Brazilian children create masks using Emirati traditional crafts

SAO PAULO, 6th August, 2018 (WAM) — Brazil’s indigenous cultures employed masks long before their big carnivals made the country famous for them, and began attracting millions of tourists from around the world.

The Irthi Contemporary Crafts Council (Irthi), an affiliate of the UAE-based women’s advancement organisation NAMA, is at the 25th Sao Paulo Book Fair currently underway, and is hosting workshops for the fair’s young visitors to see a national symbol in a new light.

On Sunday, Irthi organised a creative mask-making workshop for children aged 6-16. The Children created masks using elements of traditional crafts and fabrics from the UAE, and were introduced to the ‘Burqa’, a traditional, face mask integral to the Emirati woman’s social and cultural identity. They also learnt about the UAE’s traditional handicrafts mostly practiced by women like the art of Talli embroidery (hand-woven braids) and Safeefah (palm-frond weaving).


Through the activity, its young participants learned about an aspect of the UAE’s heritage and how it shares a few common traits with Brazil.

Reem BinKaram, Director of NAMA, said: “Calendar favorites at Sao Paulo International Book Fair include an array of activities delivered by Irthi Contemporary Crafts Council in celebration of Sharjah as the book fair’s first-ever guest of honor. Our participation is aimed at bringing the beauty and authenticity of the UAE’s heritage to another culture, and develop an understanding and appreciation for it in Brazil. We also hope our participation will lead us to new business opportunities and introduce us to Brazilian entities working with local crafts.”

On Wednesday, Irthi is organising a basket-making workshop for children, another Brazilian tradition which consists of hand-weaving bamboo to make baskets, vase-shaped containers and other types of traditional Brazilian handcrafts. Emirati artisans of Bidwa will fuse this process by creating baskets using the art of Safeefah (palm-frond weaving), and teach children how to decorate them using fabrics and materials from the UAE.

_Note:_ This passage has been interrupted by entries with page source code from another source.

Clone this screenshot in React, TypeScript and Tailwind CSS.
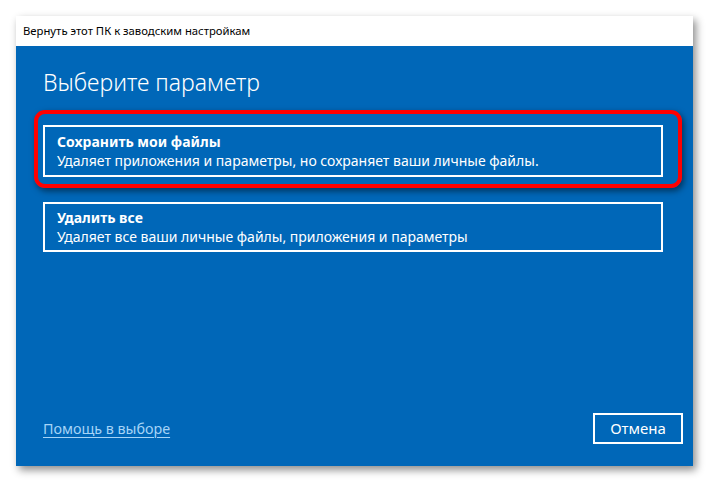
export default function App() {
  const font = { fontFamily: '"Noto Sans", "Open Sans", sans-serif' };
  return (
    <div className="w-[709px] h-[483px] bg-white pt-[16px] pl-[16px]" style={font}>
      <div className="w-[677px] h-[450px] flex flex-col shadow-[3px_4px_8px_rgba(0,0,0,0.45)]">
        <div className="h-[30px] bg-white flex items-center pl-[7px] text-[11.3px] text-black">
          Вернуть этот ПК к заводским настройкам
        </div>
        <div className="flex-1 bg-[#0067b8] flex flex-col text-white">
          <div className="pl-[27px] pr-[30px] pt-[20px] flex flex-col">
            <div className="text-[23px] leading-[32px] font-light text-white">Выберите параметр</div>
            <div className="mt-[27px] relative">
              <div className="absolute left-[-9px] top-[-15px] right-[-19px] bottom-[-11px] border-[4px] border-[#ff0000] rounded-[11px] shadow-[2px_3px_6px_rgba(0,0,0,0.5)] pointer-events-none" />
              <div className="relative border-2 border-white h-[52px] pl-[12px] flex flex-col justify-center">
                <div className="text-[14px] leading-[19px] font-bold">Сохранить мои файлы</div>
                <div className="text-[14px] leading-[19px]">Удаляет приложения и параметры, но сохраняет ваши личные файлы.</div>
              </div>
            </div>
            <div className="mt-[25px] border-2 border-white h-[50px] pl-[12px] flex flex-col justify-center">
              <div className="text-[14px] leading-[19px] font-bold">Удалить все</div>
              <div className="text-[14px] leading-[19px]">Удаляет все ваши личные файлы, приложения и параметры</div>
            </div>
          </div>
          <div className="mt-auto flex items-center justify-between pl-[27px] pr-[10px] pb-[22px]">
            <a className="text-[14.3px] text-[#a6d4f7] underline underline-offset-[3px] decoration-1">Помощь в выборе</a>
            <div className="w-[90px] h-[31px] border-2 border-white flex items-center justify-center text-[15px]">Отмена</div>
          </div>
        </div>
      </div>
    </div>
  );
}
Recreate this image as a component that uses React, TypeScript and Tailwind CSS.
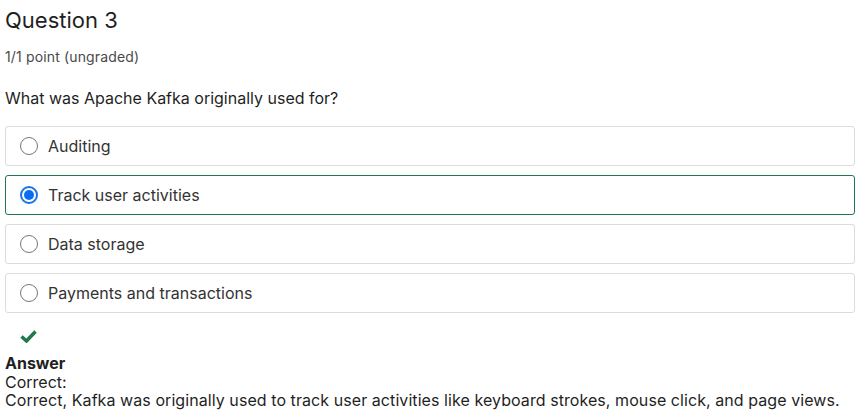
const options = [
  "Auditing",
  "Track user activities",
  "Data storage",
  "Payments and transactions",
];

const selected = 1;

const Radio = ({ checked }: { checked: boolean }) =>
  checked ? (
    <span className="flex h-[18px] w-[18px] items-center justify-center rounded-full border-2 border-[#1a73e8]">
      <span className="h-[10px] w-[10px] rounded-full bg-[#0b6ef0]" />
    </span>
  ) : (
    <span className="h-[18px] w-[18px] rounded-full border border-[#767676] bg-white" />
  );

export default function App() {
  return (
    <div className="min-h-[415px] bg-white px-[5px] pt-[5px] text-[#1f1f1f] font-['Inter',sans-serif]">
      <h2 className="text-[22px] leading-[30px] text-[#1f1f1f]">Question 3</h2>
      <p className="mt-[12px] text-[14px] leading-[20px] tracking-[0.15px] text-[#4a4a4a]">
        1/1 point (ungraded)
      </p>
      <p className="mt-[20px] text-[16px] leading-[22px] text-[#1f1f1f]">
        What was Apache Kafka originally used for?
      </p>

      <div className="mt-[17px] flex w-[850px] flex-col gap-[9px]">
        {options.map((option, i) => (
          <label
            key={option}
            className={`flex h-[40px] items-center gap-[10px] rounded-[3px] border pl-[14px] ${
              i === selected ? "border-[#1e7a4c]" : "border-[#dcdcdc]"
            }`}
          >
            <Radio checked={i === selected} />
            <span className="text-[16px] text-[#333333]">{option}</span>
          </label>
        ))}
      </div>

      <div className="mt-[16px] pl-[15px]">
        <svg width="17" height="14" viewBox="0 0 17 14">
          <path d="M1.5 7.5 L6.5 12 L15.5 2.5" fill="none" stroke="#1e7a4c" strokeWidth="3.5" />
        </svg>
      </div>

      <div className="mt-[11px] text-[16px] leading-[18.5px] text-[#1f1f1f]">
        <p className="font-bold">Answer</p>
        <p>Correct:</p>
        <p className="tracking-[0.07px]">
          Correct, Kafka was originally used to track user activities like keyboard strokes, mouse
          click, and page views.
        </p>
      </div>
    </div>
  );
}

The pavilion shared by Irthi and Sharjah Institute for Heritage, is designed to maximise people’s interactions with the artisans, and have a close look at their intricate crafting skills. Irthi has installed smart tablets across the periphery of their exhibition stand featuring interactive digital booklets offering a reference point for visitors who want to learn about the history of traditional Emirati crafts of Talli, Safeefah, Henna, and others.

Six artisans from Irthi’s ‘Bidwa’ Social Development Programme and another five from the Emirates Handicraft Centre at the Sharjah Institute for Heritage are giving live demonstrations from 9:00 am to 10:00 pm every day on a variety of traditional Emirati crafts like Talli (hand-woven braids), Safeefa (palm frond weaving), Henna art, doll-making, Taboosh and Burqa-making, among others.